┌──

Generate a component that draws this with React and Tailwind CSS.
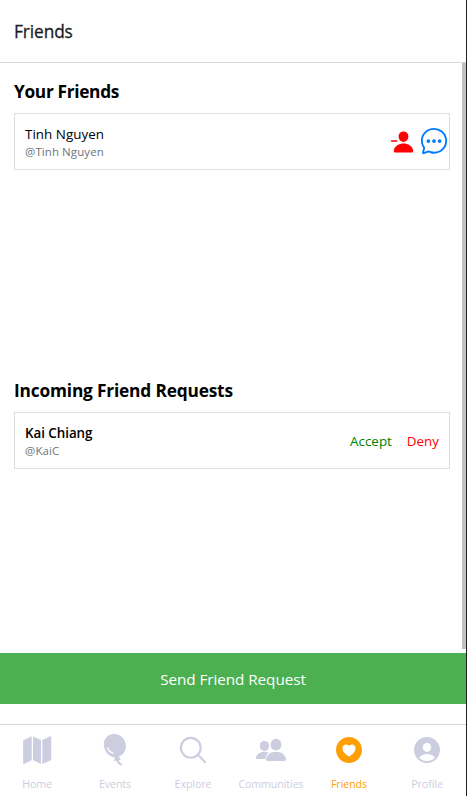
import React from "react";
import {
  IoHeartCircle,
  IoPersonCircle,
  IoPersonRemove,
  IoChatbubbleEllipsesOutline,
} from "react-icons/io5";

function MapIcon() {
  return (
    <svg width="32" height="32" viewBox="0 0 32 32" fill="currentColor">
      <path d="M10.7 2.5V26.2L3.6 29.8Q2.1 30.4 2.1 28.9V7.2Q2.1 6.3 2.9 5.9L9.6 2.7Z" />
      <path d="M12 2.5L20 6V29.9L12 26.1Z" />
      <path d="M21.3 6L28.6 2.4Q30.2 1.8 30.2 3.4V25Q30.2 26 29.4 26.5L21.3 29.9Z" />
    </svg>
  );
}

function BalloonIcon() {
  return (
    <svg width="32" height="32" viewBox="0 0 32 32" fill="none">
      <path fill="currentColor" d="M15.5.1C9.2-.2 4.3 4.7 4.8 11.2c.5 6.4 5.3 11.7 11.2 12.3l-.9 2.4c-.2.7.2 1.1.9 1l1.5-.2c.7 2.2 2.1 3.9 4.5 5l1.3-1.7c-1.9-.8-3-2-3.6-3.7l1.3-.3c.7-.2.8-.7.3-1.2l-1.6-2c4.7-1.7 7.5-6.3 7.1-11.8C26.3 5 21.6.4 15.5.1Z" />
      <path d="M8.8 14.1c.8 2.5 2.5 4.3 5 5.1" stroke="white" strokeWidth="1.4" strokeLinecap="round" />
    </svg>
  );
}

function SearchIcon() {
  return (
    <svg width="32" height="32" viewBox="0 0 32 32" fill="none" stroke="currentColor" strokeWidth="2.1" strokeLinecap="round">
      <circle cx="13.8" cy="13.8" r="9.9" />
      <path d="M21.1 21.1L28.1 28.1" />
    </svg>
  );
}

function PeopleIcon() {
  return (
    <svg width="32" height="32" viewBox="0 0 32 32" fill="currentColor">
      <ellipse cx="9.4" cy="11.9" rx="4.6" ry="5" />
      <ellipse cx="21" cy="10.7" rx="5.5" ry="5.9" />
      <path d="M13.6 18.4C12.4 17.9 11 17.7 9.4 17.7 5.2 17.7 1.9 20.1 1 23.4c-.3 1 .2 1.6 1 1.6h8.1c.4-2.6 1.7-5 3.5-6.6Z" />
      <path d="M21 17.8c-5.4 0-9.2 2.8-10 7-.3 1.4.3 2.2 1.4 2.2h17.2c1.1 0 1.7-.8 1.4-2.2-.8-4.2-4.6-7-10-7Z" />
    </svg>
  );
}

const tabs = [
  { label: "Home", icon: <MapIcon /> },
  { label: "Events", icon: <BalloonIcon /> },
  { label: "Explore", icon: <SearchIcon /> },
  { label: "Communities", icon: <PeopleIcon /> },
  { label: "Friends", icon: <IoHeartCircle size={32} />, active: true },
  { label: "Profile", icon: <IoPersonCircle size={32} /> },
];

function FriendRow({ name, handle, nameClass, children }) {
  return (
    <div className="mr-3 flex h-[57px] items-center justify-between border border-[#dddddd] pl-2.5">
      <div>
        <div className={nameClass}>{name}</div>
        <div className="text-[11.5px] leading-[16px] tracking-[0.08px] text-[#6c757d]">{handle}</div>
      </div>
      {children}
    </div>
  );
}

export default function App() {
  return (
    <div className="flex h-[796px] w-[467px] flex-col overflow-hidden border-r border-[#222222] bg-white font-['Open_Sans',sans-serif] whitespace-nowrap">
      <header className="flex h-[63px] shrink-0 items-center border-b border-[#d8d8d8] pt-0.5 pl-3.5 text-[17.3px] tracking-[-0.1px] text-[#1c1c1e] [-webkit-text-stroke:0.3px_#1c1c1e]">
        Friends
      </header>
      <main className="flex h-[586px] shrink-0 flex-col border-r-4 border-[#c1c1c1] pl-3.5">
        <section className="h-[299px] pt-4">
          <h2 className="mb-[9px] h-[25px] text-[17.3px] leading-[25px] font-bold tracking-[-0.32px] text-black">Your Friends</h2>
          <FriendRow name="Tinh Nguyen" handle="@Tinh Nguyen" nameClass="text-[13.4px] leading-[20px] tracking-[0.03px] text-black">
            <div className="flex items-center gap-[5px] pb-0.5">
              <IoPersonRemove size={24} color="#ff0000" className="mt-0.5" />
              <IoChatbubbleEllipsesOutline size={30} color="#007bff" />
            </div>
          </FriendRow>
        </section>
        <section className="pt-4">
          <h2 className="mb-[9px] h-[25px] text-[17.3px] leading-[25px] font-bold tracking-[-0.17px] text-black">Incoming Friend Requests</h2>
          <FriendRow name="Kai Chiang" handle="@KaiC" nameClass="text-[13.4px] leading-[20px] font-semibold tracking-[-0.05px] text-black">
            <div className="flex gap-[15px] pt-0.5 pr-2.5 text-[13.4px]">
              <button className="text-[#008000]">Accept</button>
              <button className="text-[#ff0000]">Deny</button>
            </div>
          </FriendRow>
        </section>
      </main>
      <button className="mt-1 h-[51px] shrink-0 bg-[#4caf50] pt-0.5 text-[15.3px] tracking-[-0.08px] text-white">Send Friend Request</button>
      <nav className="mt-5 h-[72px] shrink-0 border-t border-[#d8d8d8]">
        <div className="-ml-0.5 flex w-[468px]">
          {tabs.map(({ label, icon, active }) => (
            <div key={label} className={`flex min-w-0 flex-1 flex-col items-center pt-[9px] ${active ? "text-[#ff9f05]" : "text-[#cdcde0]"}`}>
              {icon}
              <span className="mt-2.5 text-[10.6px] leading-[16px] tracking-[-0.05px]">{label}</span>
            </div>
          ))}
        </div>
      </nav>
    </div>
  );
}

└──

Exercise directions -> Without including any pictures, reproduce the listing exactly.

Response for this exercise ->
Generate a component that draws this with React and Tailwind CSS.
import React from "react";
import {
  IoHeartCircle,
  IoPersonCircle,
  IoPersonRemove,
  IoChatbubbleEllipsesOutline,
} from "react-icons/io5";

function MapIcon() {
  return (
    <svg width="32" height="32" viewBox="0 0 32 32" fill="currentColor">
      <path d="M10.7 2.5V26.2L3.6 29.8Q2.1 30.4 2.1 28.9V7.2Q2.1 6.3 2.9 5.9L9.6 2.7Z" />
      <path d="M12 2.5L20 6V29.9L12 26.1Z" />
      <path d="M21.3 6L28.6 2.4Q30.2 1.8 30.2 3.4V25Q30.2 26 29.4 26.5L21.3 29.9Z" />
    </svg>
  );
}

function BalloonIcon() {
  return (
    <svg width="32" height="32" viewBox="0 0 32 32" fill="none">
      <path fill="currentColor" d="M15.5.1C9.2-.2 4.3 4.7 4.8 11.2c.5 6.4 5.3 11.7 11.2 12.3l-.9 2.4c-.2.7.2 1.1.9 1l1.5-.2c.7 2.2 2.1 3.9 4.5 5l1.3-1.7c-1.9-.8-3-2-3.6-3.7l1.3-.3c.7-.2.8-.7.3-1.2l-1.6-2c4.7-1.7 7.5-6.3 7.1-11.8C26.3 5 21.6.4 15.5.1Z" />
      <path d="M8.8 14.1c.8 2.5 2.5 4.3 5 5.1" stroke="white" strokeWidth="1.4" strokeLinecap="round" />
    </svg>
  );
}

function SearchIcon() {
  return (
    <svg width="32" height="32" viewBox="0 0 32 32" fill="none" stroke="currentColor" strokeWidth="2.1" strokeLinecap="round">
      <circle cx="13.8" cy="13.8" r="9.9" />
      <path d="M21.1 21.1L28.1 28.1" />
    </svg>
  );
}

function PeopleIcon() {
  return (
    <svg width="32" height="32" viewBox="0 0 32 32" fill="currentColor">
      <ellipse cx="9.4" cy="11.9" rx="4.6" ry="5" />
      <ellipse cx="21" cy="10.7" rx="5.5" ry="5.9" />
      <path d="M13.6 18.4C12.4 17.9 11 17.7 9.4 17.7 5.2 17.7 1.9 20.1 1 23.4c-.3 1 .2 1.6 1 1.6h8.1c.4-2.6 1.7-5 3.5-6.6Z" />
      <path d="M21 17.8c-5.4 0-9.2 2.8-10 7-.3 1.4.3 2.2 1.4 2.2h17.2c1.1 0 1.7-.8 1.4-2.2-.8-4.2-4.6-7-10-7Z" />
    </svg>
  );
}

const tabs = [
  { label: "Home", icon: <MapIcon /> },
  { label: "Events", icon: <BalloonIcon /> },
  { label: "Explore", icon: <SearchIcon /> },
  { label: "Communities", icon: <PeopleIcon /> },
  { label: "Friends", icon: <IoHeartCircle size={32} />, active: true },
  { label: "Profile", icon: <IoPersonCircle size={32} /> },
];

function FriendRow({ name, handle, nameClass, children }) {
  return (
    <div className="mr-3 flex h-[57px] items-center justify-between border border-[#dddddd] pl-2.5">
      <div>
        <div className={nameClass}>{name}</div>
        <div className="text-[11.5px] leading-[16px] tracking-[0.08px] text-[#6c757d]">{handle}</div>
      </div>
      {children}
    </div>
  );
}

export default function App() {
  return (
    <div className="flex h-[796px] w-[467px] flex-col overflow-hidden border-r border-[#222222] bg-white font-['Open_Sans',sans-serif] whitespace-nowrap">
      <header className="flex h-[63px] shrink-0 items-center border-b border-[#d8d8d8] pt-0.5 pl-3.5 text-[17.3px] tracking-[-0.1px] text-[#1c1c1e] [-webkit-text-stroke:0.3px_#1c1c1e]">
        Friends
      </header>
      <main className="flex h-[586px] shrink-0 flex-col border-r-4 border-[#c1c1c1] pl-3.5">
        <section className="h-[299px] pt-4">
          <h2 className="mb-[9px] h-[25px] text-[17.3px] leading-[25px] font-bold tracking-[-0.32px] text-black">Your Friends</h2>
          <FriendRow name="Tinh Nguyen" handle="@Tinh Nguyen" nameClass="text-[13.4px] leading-[20px] tracking-[0.03px] text-black">
            <div className="flex items-center gap-[5px] pb-0.5">
              <IoPersonRemove size={24} color="#ff0000" className="mt-0.5" />
              <IoChatbubbleEllipsesOutline size={30} color="#007bff" />
            </div>
          </FriendRow>
        </section>
        <section className="pt-4">
          <h2 className="mb-[9px] h-[25px] text-[17.3px] leading-[25px] font-bold tracking-[-0.17px] text-black">Incoming Friend Requests</h2>
          <FriendRow name="Kai Chiang" handle="@KaiC" nameClass="text-[13.4px] leading-[20px] font-semibold tracking-[-0.05px] text-black">
            <div className="flex gap-[15px] pt-0.5 pr-2.5 text-[13.4px]">
              <button className="text-[#008000]">Accept</button>
              <button className="text-[#ff0000]">Deny</button>
            </div>
          </FriendRow>
        </section>
      </main>
      <button className="mt-1 h-[51px] shrink-0 bg-[#4caf50] pt-0.5 text-[15.3px] tracking-[-0.08px] text-white">Send Friend Request</button>
      <nav className="mt-5 h-[72px] shrink-0 border-t border-[#d8d8d8]">
        <div className="-ml-0.5 flex w-[468px]">
          {tabs.map(({ label, icon, active }) => (
            <div key={label} className={`flex min-w-0 flex-1 flex-col items-center pt-[9px] ${active ? "text-[#ff9f05]" : "text-[#cdcde0]"}`}>
              {icon}
              <span className="mt-2.5 text-[10.6px] leading-[16px] tracking-[-0.05px]">{label}</span>
            </div>
          ))}
        </div>
      </nav>
    </div>
  );
}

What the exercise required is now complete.